How is inference count actually defined - what exactly is counted?

Check out/fork SWI-Prolog devel from GitHub repository. Do some programming check
in your fork. Offer your fork to Jan W. that it gets integrated back into SWI-Prolog devel.

SWI-Prolog is open source, the above is called a pull request. The programming will
possibly involved C code and Prolog code. If you are nice person you write docu as well.

Contributions to a source code repository that uses a distributed version control system are commonly made by means of a pull request , also known as a merge request

That’s quite a project – since i have no idea yet how to program hooks going from C back to Prolog, nor how hooks work in Prolog, nor where inferences are counted, etc.

As a first stab at Erlang style processes i would probably try use to use wrapper to inline a reduction and yield check – or simply manually put a yield check into each predicate called from within an engine.

A good start is:

git grep inferences

The docs and implementation of call_with_inference_limit/3 also help.

Yes, you could combine this with engine_yield/1 to achieve a new type of yield. I don’t know how useful that is.
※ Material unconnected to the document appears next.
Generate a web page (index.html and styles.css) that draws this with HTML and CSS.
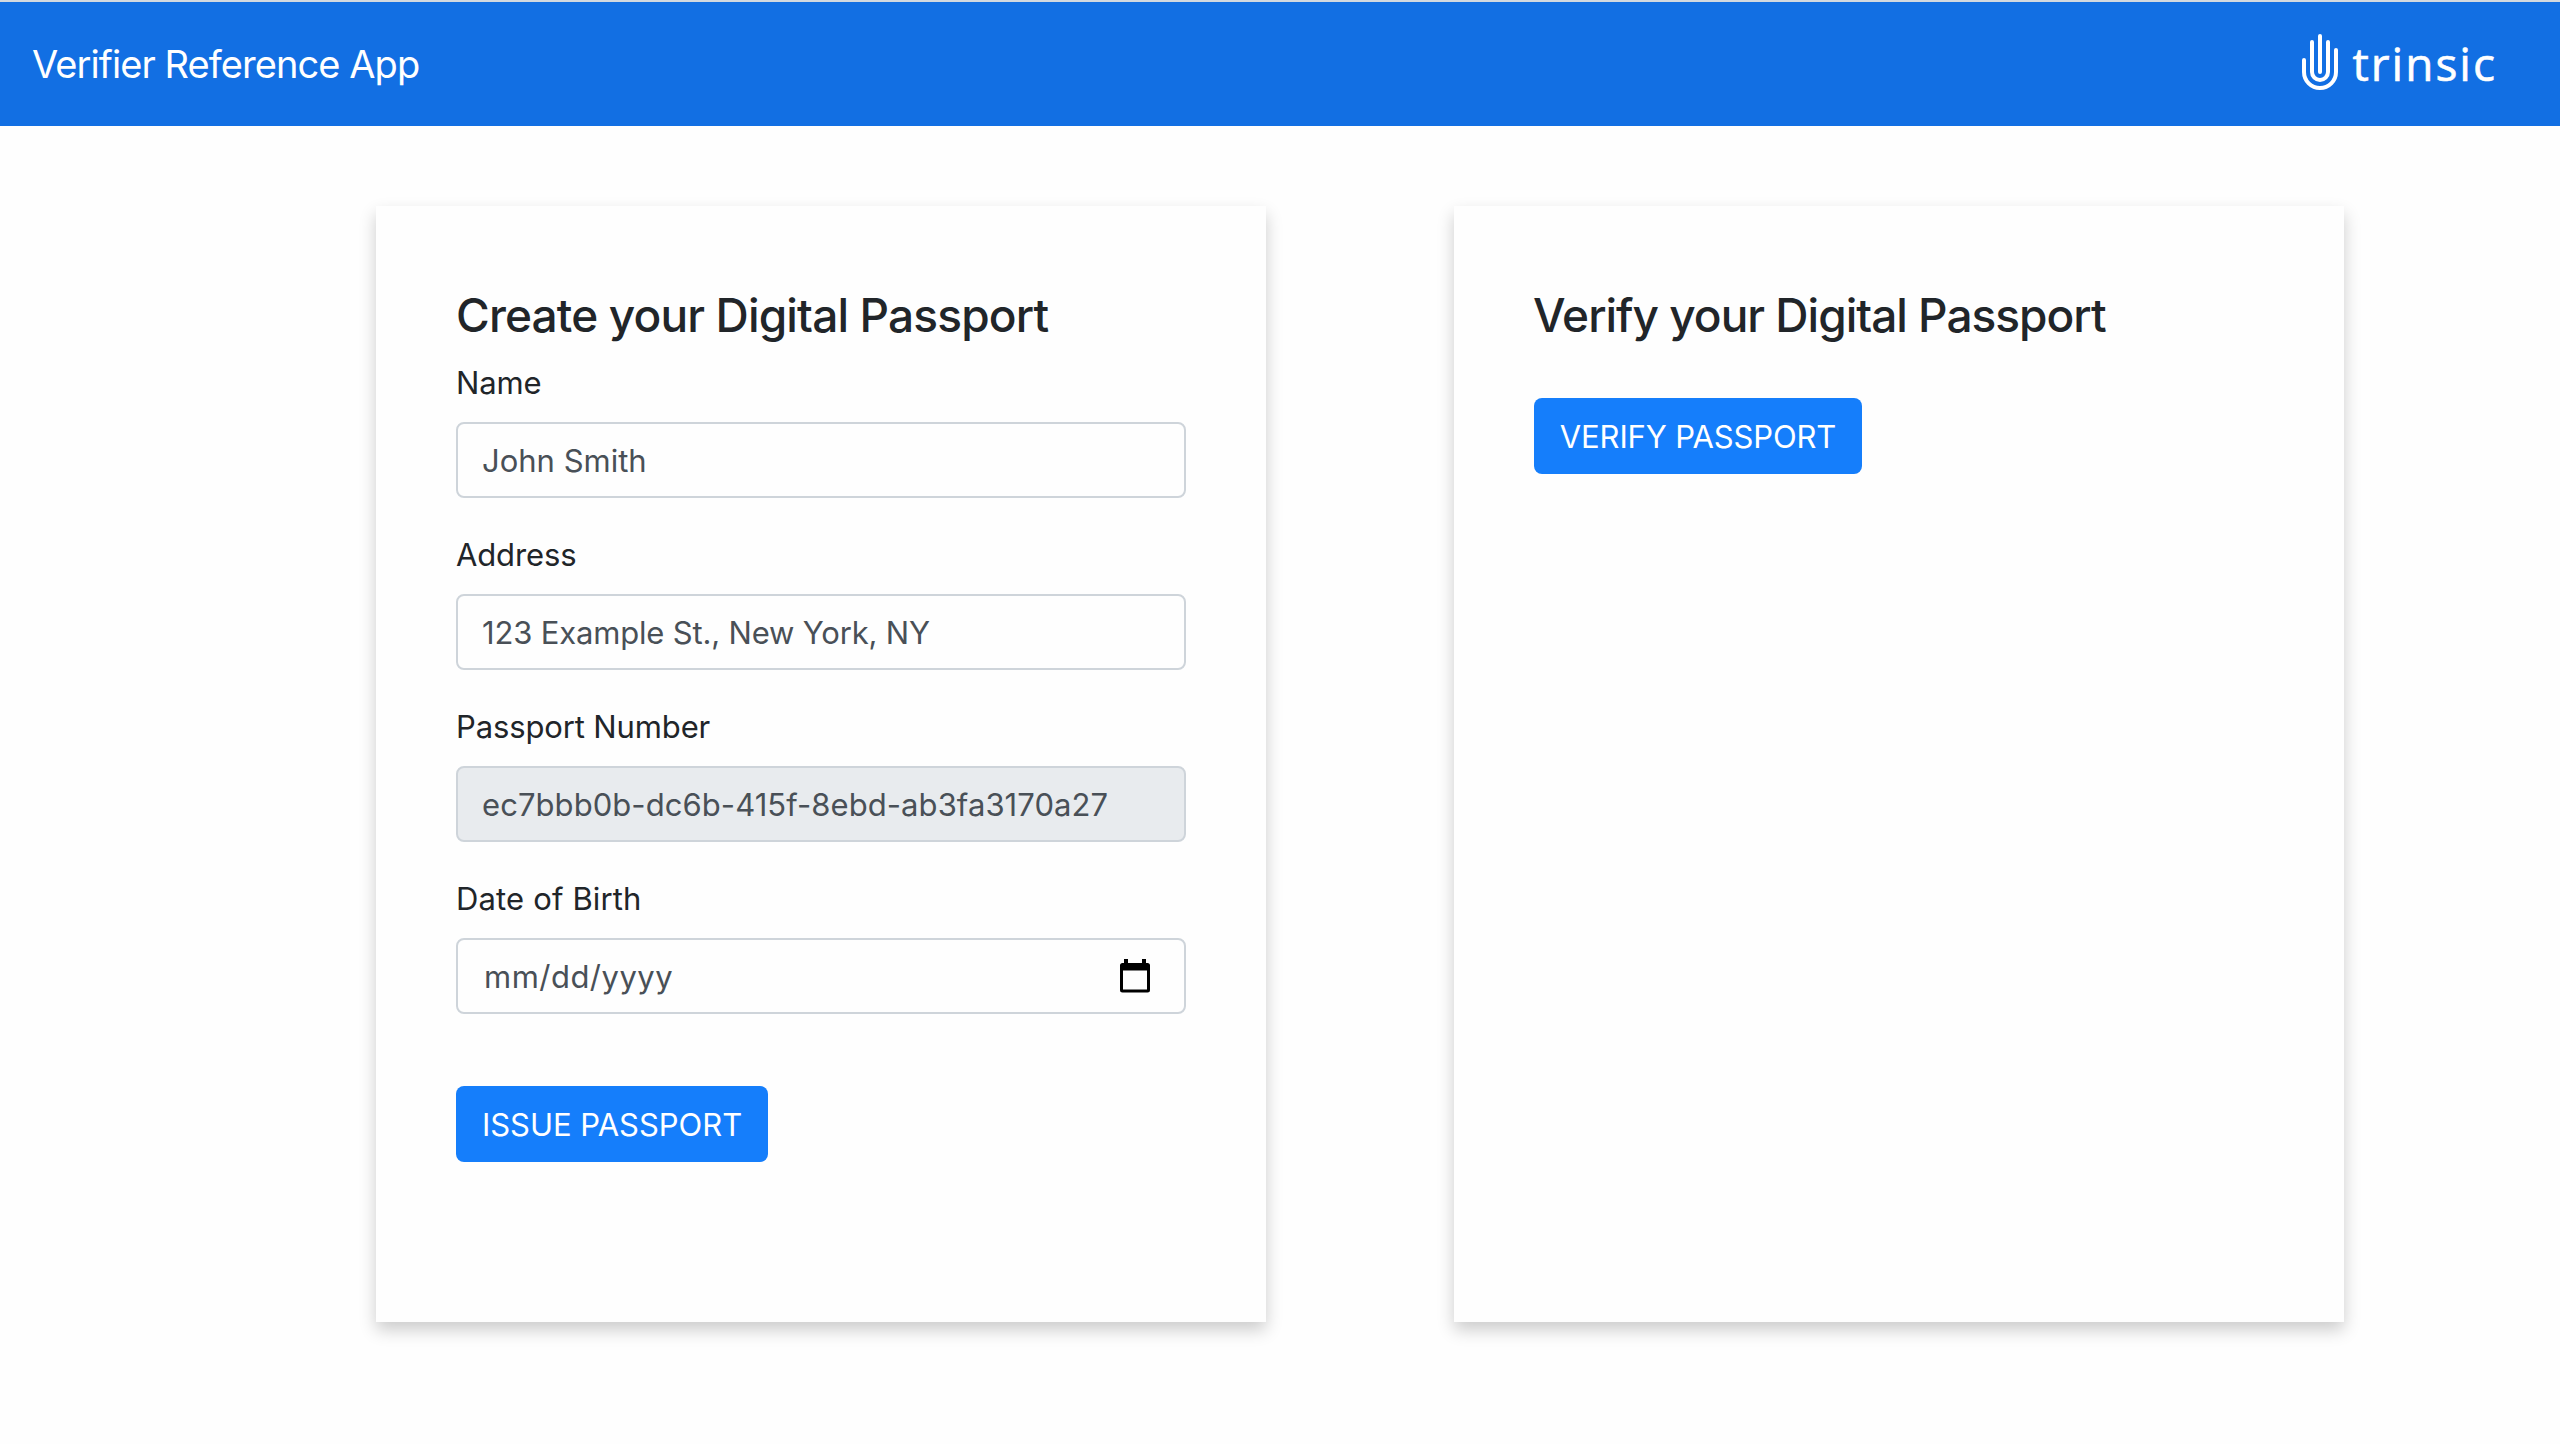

Maybe you can do interesting stuff. As explained before though, SWI-Prolog thread/engine handling doesn’t really scale into the millions. The main reason is in memory management, both atom/clause GC and discarding old objects such as outdated clause indexes, hash tables, etc. All these do linear scans through the existing engines and threads (they are internally the same except for a few flags). Thousands of these work fine. Depending on hardware and Prolog workload things go wrong (as in gets slow) at some point. Applications that do not create (many) atoms and do not retract (many) clauses may scale quite far.

Thank you.

My intent is to use this only for analysis of (graph) structures rather than creation / modification of the graph in the KB. So, perhaps, for this more constrained use case, it may have good merit.

Although, i do need to aggregate results – need to see how this could be done, in such an isolated and concurrent environment – perhaps by passing in and out a dictionary or something.